Limits of the Approach

The Corridor Code is a tool, not a magic wand. It has clear boundaries that are worth acknowledging so you don't expect too much.

It Won't Make You Look Like a Fashion Editor

If your goal is to achieve a high-fashion, editorial look every day, this method will feel too restrained. The one-element rule prioritizes wearability over drama. For days when you want to make a bold statement, you might need to break the rule and combine two elements—but that requires more practice and a willingness to risk a miss.

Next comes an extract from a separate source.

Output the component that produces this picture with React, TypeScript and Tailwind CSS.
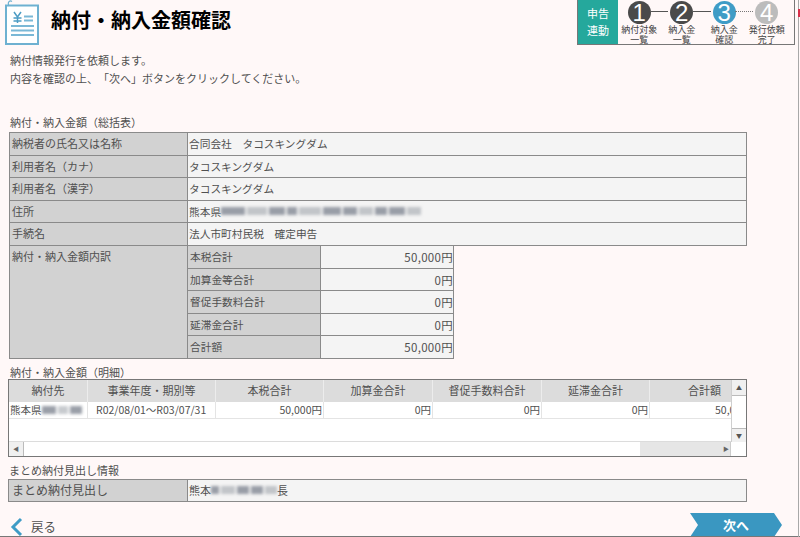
const font = 'font-["Noto_Sans_CJK_JP","Noto_Sans",sans-serif]'

function Smudge({ widths }: { widths: number[] }) {
  return (
    <span className="inline-flex items-center gap-[2px] blur-[1.5px] align-middle">
      {widths.map((w, i) => (
        <span key={i} className="h-[8px] bg-[#8f959e]" style={{ width: w, opacity: i % 3 === 1 ? 0.5 : 0.9 }} />
      ))}
    </span>
  )
}

function Row({ label, children }: { label: string; children: React.ReactNode }) {
  return (
    <div className="flex h-[22.6px] border-b border-l border-r border-[#8a8a8a]">
      <div className="w-[178px] shrink-0 bg-[#d2d2d2] border-r border-[#8a8a8a] pl-[2px] leading-[20px]">{label}</div>
      <div className="flex-1 bg-[#f4f4f4] pl-px text-[10.7px] leading-[21px]">{children}</div>
    </div>
  )
}

function SubRow({ label, value }: { label: string; value: string }) {
  return (
    <div className="flex h-[22.6px] border-b border-l border-r border-[#8a8a8a]">
      <div className="w-[133px] shrink-0 bg-[#d2d2d2] border-r border-[#8a8a8a] pl-[2px] text-[10.7px] leading-[21px]">{label}</div>
      <div className="flex-1 bg-[#f4f4f4] text-right text-[11.5px] leading-[22px] tracking-[0.3px]">{value}</div>
    </div>
  )
}

const columns = [
  { name: '納付先', w: 'w-[79px]', align: 'text-center' },
  { name: '事業年度・期別等', w: 'w-[128px]', align: 'text-center' },
  { name: '本税合計', w: 'w-[108px]', align: 'text-center' },
  { name: '加算金合計', w: 'w-[109px]', align: 'text-center' },
  { name: '督促手数料合計', w: 'w-[109px]', align: 'text-center' },
  { name: '延滞金合計', w: 'w-[108px]', align: 'text-center' },
  { name: '合計額', w: 'w-[83px]', align: 'text-right pr-[11px]' },
]

function Step({ n, color, lines }: { n: number; color: string; lines: string[] }) {
  return (
    <div className="flex w-[42.5px] shrink-0 flex-col items-center">
      <div className={`flex h-[23px] w-[23px] items-center justify-center rounded-full text-[24px] leading-none text-white ${color}`}>
        <span className='font-["Liberation_Sans",sans-serif]'>{n}</span>
      </div>
      <div className="mt-[1px] whitespace-nowrap text-center text-[9px] leading-[9.5px] text-[#444]">
        {lines.map(l => (
          <div key={l}>{l}</div>
        ))}
      </div>
    </div>
  )
}

export default function App() {
  return (
    <div className={`${font} relative h-[537px] w-[800px] overflow-hidden bg-[#fff8f8] text-[11px] text-[#505050] [text-spacing-trim:space-all]`}>
      {/* header */}
      <div className="flex h-[46px] items-start justify-between">
        <div className="flex items-start pl-[5px]">
          <svg width="35" height="45" viewBox="0 0 35 45" fill="none">
            <rect x="1" y="5.5" width="32" height="38.5" fill="#fff" stroke="#6eb1d1" strokeWidth="2" />
            <path d="M4 6C2 2 5 0 7 1.500" stroke="#6eb1d1" strokeWidth="1.2" />
            <path d="M9 12l3.500 5 3.500-5M12.500 17v6M8.500 18h8M8.500 21h8" stroke="#4c9cc4" strokeWidth="1.500" />
            <path d="M19 16.500h9M19 20.500h9M6 26h23M6 30.500h23M6 35h23" stroke="#7ab8d6" strokeWidth="1.800" />
          </svg>
          <h1 className="ml-[11px] mt-[7px] text-[20px] font-bold leading-[26px] text-black">納付・納入金額確認</h1>
        </div>
        <div className="mr-[5px] flex h-[45px] w-[218px] border-b border-l border-r border-[#777] bg-[#fff8f8]">
          <div className="flex w-[40px] shrink-0 flex-col items-center justify-center bg-[#25a89c] text-[11px] leading-[17px] text-white">
            <div>申告</div>
            <div>連動</div>
          </div>
          <div className="relative flex flex-1 items-start pt-[1px]">
            <div className="absolute left-[33px] top-[11px] h-px w-[17px] bg-[#555]" />
            <div className="absolute left-[75px] top-[11px] h-px w-[18px] bg-[#555]" />
            <div className="absolute left-[117px] top-[11px] w-[18px] border-t border-dotted border-[#777]" />
            <Step n={1} color="bg-[#4a4a4a]" lines={['納付対象', '一覧']} />
            <Step n={2} color="bg-[#4a4a4a]" lines={['納入金', '一覧']} />
            <Step n={3} color="bg-[#3f9cc6]" lines={['納入金', '確認']} />
            <Step n={4} color="bg-[#bcbcbc]" lines={['発行依頼', '完了']} />
          </div>
        </div>
      </div>

      {/* intro */}
      <div className="pl-[10px] pt-[5px] leading-[18px]">
        <p>納付情報発行を依頼します。</p>
        <p>内容を確認の上、「次へ」ボタンをクリックしてください。</p>
      </div>

      <div className="pl-[10px] pt-[28px] leading-[14px]">納付・納入金額（総括表）</div>

      {/* summary */}
      <div className="ml-[9px] mt-[3px] w-[738px] border-t border-[#8a8a8a]">
        <Row label="納税者の氏名又は名称">合同会社　タコスキングダム</Row>
        <Row label="利用者名（カナ）">タコスキングダム</Row>
        <Row label="利用者名（漢字）">タコスキングダム</Row>
        <Row label="住所">
          <span className="inline-flex items-center">
            熊本県
            <Smudge widths={[24, 20, 16, 10, 22, 18, 14, 14, 12, 16, 14]} />
          </span>
        </Row>
        <Row label="手続名">法人市町村民税　確定申告</Row>
        <div className="flex border-l border-[#8a8a8a]">
          <div className="w-[178px] shrink-0 border-b border-r border-[#8a8a8a] bg-[#d2d2d2] pl-[2px] leading-[20px]">納付・納入金額内訳</div>
          <div className="w-[267px] -ml-px">
            <SubRow label="本税合計" value="50,000円" />
            <SubRow label="加算金等合計" value="0円" />
            <SubRow label="督促手数料合計" value="0円" />
            <SubRow label="延滞金合計" value="0円" />
            <SubRow label="合計額" value="50,000円" />
          </div>
        </div>
      </div>

      <div className="pl-[10px] pt-[6px] leading-[14px]">納付・納入金額（明細）</div>

      {/* detail grid */}
      <div className="relative ml-[8px] h-[78px] w-[739px] overflow-hidden border border-[#777] bg-white">
        <div className="flex h-[22px] w-[724px] overflow-hidden bg-[#dcdcdc] leading-[21px]">
          {columns.map(c => (
            <div key={c.name} className={`${c.w} ${c.align} shrink-0 whitespace-nowrap border-r border-[#ececec]`}>
              {c.name}
            </div>
          ))}
        </div>
        <div className="flex h-[17px] w-[724px] overflow-hidden border-b border-[#e4e4e4] text-[10.5px] leading-[16px]">
          <div className="flex w-[79px] shrink-0 items-center whitespace-nowrap border-r border-[#e4e4e4] pl-px">
            熊本県
            <Smudge widths={[14, 10, 12]} />
          </div>
          <div className="w-[128px] shrink-0 whitespace-nowrap border-r border-[#e4e4e4] pl-[8px]">R02/08/01～R03/07/31</div>
          <div className="w-[108px] shrink-0 border-r border-[#e4e4e4] pr-px text-right">50,000円</div>
          <div className="w-[109px] shrink-0 border-r border-[#e4e4e4] pr-px text-right">0円</div>
          <div className="w-[109px] shrink-0 border-r border-[#e4e4e4] pr-px text-right">0円</div>
          <div className="w-[108px] shrink-0 border-r border-[#e4e4e4] pr-px text-right">0円</div>
          <div className="w-[83px] shrink-0 overflow-hidden whitespace-nowrap pl-[65px]">50,000円</div>
        </div>

        {/* scrollbars */}
        <div className="absolute right-0 top-0 flex h-[62px] w-[15px] flex-col border-l border-[#cfcfcf] bg-white">
          <div className="flex h-[16px] items-center justify-center border-b border-[#bbb] bg-[#f0f0f0] text-[6px] text-[#555]">▲</div>
          <div className="flex-1" />
          <div className="flex h-[14px] items-center justify-center border-t border-[#bbb] bg-[#f0f0f0] text-[6px] text-[#555]">▼</div>
        </div>
        <div className="absolute bottom-0 left-0 right-[15px] flex h-[15px] border-t border-[#dcdcdc] bg-[#e6e6e6]">
          <div className="flex w-[15px] items-center justify-center border-r border-[#bbb] bg-[#f0f0f0] text-[6px] text-[#666]">◀</div>
          <div className="w-[616px] bg-white" />
          <div className="flex-1" />
          <div className="flex w-[9px] items-center justify-center border-r border-[#ccc] text-[6px] text-[#666]">▶</div>
        </div>
      </div>

      <div className="pl-[9px] pt-[6px] leading-[14px]">まとめ納付見出し情報</div>

      <div className="ml-[8px] mt-[2px] flex h-[23px] w-[739px] border border-[#8a8a8a]">
        <div className="w-[179px] shrink-0 border-r border-[#8a8a8a] bg-[#d2d2d2] pl-[3px] text-[12px] leading-[19px]">まとめ納付見出し</div>
        <div className="flex flex-1 items-center bg-[#f4f4f4] pl-[1px]">
          熊本
          <Smudge widths={[8, 14, 12, 12, 12]} />長
        </div>
      </div>

      {/* footer */}
      <div className="absolute bottom-0 left-0 right-0 flex h-[26px] items-end justify-between">
        <div className="flex items-center pl-[10px]">
          <svg width="13" height="20" viewBox="0 0 13 20" fill="none">
            <path d="M11 2L3 10l8 8" stroke="#3f9cc6" strokeWidth="3" />
          </svg>
          <span className="ml-[8px] text-[12.5px]">戻る</span>
        </div>
        <div className="mr-[18px] flex h-[24px] w-[92px] items-center justify-center bg-[#3a97c1] text-[13px] font-bold text-white [clip-path:polygon(0_0,84px_0,92px_50%,84px_100%,0_100%,8px_50%)]">
          次へ
        </div>
      </div>
      <div className="absolute bottom-0 left-0 right-0 h-px bg-[#777]" />

      {/* edge of the window behind */}
      <div className="absolute bottom-0 right-[1px] top-0 w-px bg-[#a8a8a8]" />
      <div className="absolute right-0 top-[9px] h-[8px] w-[2px] bg-[#d8304a]" />
    </div>
  )
}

It Requires a Base Wardrobe

The system works best if you already have a collection of neutral, versatile pieces to serve as the backdrop for your translated element. If your wardrobe is very small or consists entirely of statement pieces, you'll struggle to build the supporting outfit. In that case, start by investing in a few high-quality basics (white T-shirts, dark jeans, a blazer, simple shoes) before attempting translations.

It Doesn't Replace Personal Style

Translating runway looks is a way to borrow ideas, not a substitute for developing your own taste. Over-reliance on runway translations can make your wardrobe feel derivative. Use the code as a learning tool: over time, you'll internalize the principles and start creating your own combinations without needing a reference image. The goal is to become fluent in the language of fashion, not to copy sentences forever.

It's Not a Shopping List

Finally, the Corridor Code is not a justification to buy everything you see. The best translations use what you already own. If you find yourself constantly needing to buy new pieces to execute each translation, you're missing the point. The constraint of working with your existing wardrobe is what makes the exercise creative and sustainable.

To get started this week: pick one runway image you love, run it through the four steps, and wear the resulting outfit for a day. Notice how it feels—both in terms of comfort and confidence. Then tweak and repeat. That's the whole code: one element, one outfit, one step outside your comfort zone at a time.